With the above challenges in mind, there is no holy grail that solves the climate impact caused by the current generation of aircraft. The graph below shows a sum of all departing commercial flights from Schiphol in 2018.

For different flight distances, the above future configurations are, with today’s knowledge, the most suitable sustainable alternatives.

If we take a closer look at the CO₂ emissions, we see that 75% of all flights do not exceed 2,000 km. Together, these flights are responsible for 16% of all CO₂ emissions. This means that the remaining long-haul flights (the minority: 25% fly further than 2,000 km) are responsible for the remaining 84% of these emissions.

The challenge, therefore, is to find an alternative for long-haul flights. Heavy batteries will, in any case, not offer a solution. Therefore, in order to tackle the whole spectrum in an efficient and effective manner, we must rely on different solutions, depending on the distance to be covered.

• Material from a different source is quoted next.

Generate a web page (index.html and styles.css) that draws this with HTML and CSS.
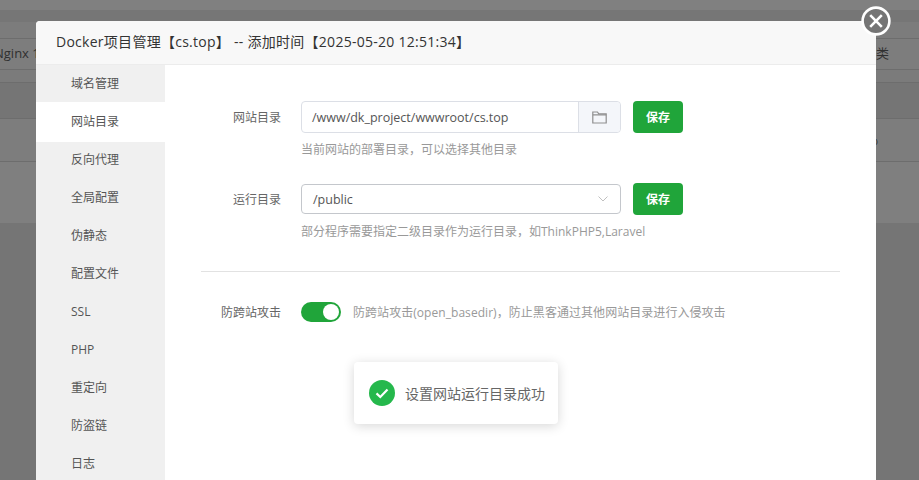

The following aspects play an important role in this regard:

The energy source
The construction and aircraft configuration
The way aircraft are used
People: flight behaviour and policy

Energy sources

To replace fossil fuels, batteries, hydrogen and sustainable kerosene offer solutions for the future. This includes the following configurations, or a combination thereof (hybrid form):

For flights of up to 500 km, with up to 19 passengers on board, electrically powered propeller aircraft are the most suitable. For these relatively small aircraft, a battery may provide the necessary energy in the near future.
Aircraft for distances up to approximately 2,000 km can be fitted with electrically driven propellers using hydrogen as an energy source. In this case, a fuel cell converts chemical energy into electrical energy.
For longer flight distances of up to 4,000 km, jet engines still remain the most efficient; however, with hydrogen as the energy source that burns in the engines.
For even longer distances – more than 4000 km – the use of Sustainable Aviation Fuel (SAF) offers the most advantages. The efficiency of other energy carriers is too low. The current generation of aircraft can use this without any modifications.

Radical innovations

In addition to alternative energy sources, there are other solutions that help make aviation more sustainable. These include:

the use of more lightweight construction parts – for instance, made of composite materials – which require less fuel.
making aircraft more aerodynamic so that the air resistance decreases. For instance, the use of laminar and ultra-slim wings.
propulsion that is more efficient than that of the current generation of aircraft, through the use of engines with even larger turnover ratios, boundary layer intake and distributed propulsion.
electric taxiing at the airport, reducing emissions at the airport.
new aircraft configurations: with other propulsion techniques, an aircraft no longer needs to consist of a separate fuselage and wings.

Not just the aircraft

Tackling the energy source issue or introducing constructive innovations relate to the aircraft. However, there are also other, more indirect, measures. By finding the right balance, these too will have a positive effect on the climate impact:

The Single European Sky project aims to create a joint European air space that is currently a ‘patchwork’, making flights unnecessarily long.
Continuous Descent Approach ensures that less fuel is required during landing and the aircraft produces less noise.
During the cruise phase, climate-sensitive areas can be avoided.
Aircraft can fly slower and/or lower, thus reducing the impact on the climate.
By introducing more stopovers for long-haul flights, less fuel needs to be carried. This makes an aircraft lighter and reduces CO₂
NLR is studying how the sustainability of a flight can be quantified using so-called environmental scores: ‘high-emission flights’ with a ‘low-emission’ aircraft or ‘very low-emission flights’ with an older aircraft. What is better and how can this be achieved?
Circular aviation – including circular airports – considering the whole chain. During the design process by means of a Life Cycle Analysis, consideration is given to how parts can be reused after the end of their service life.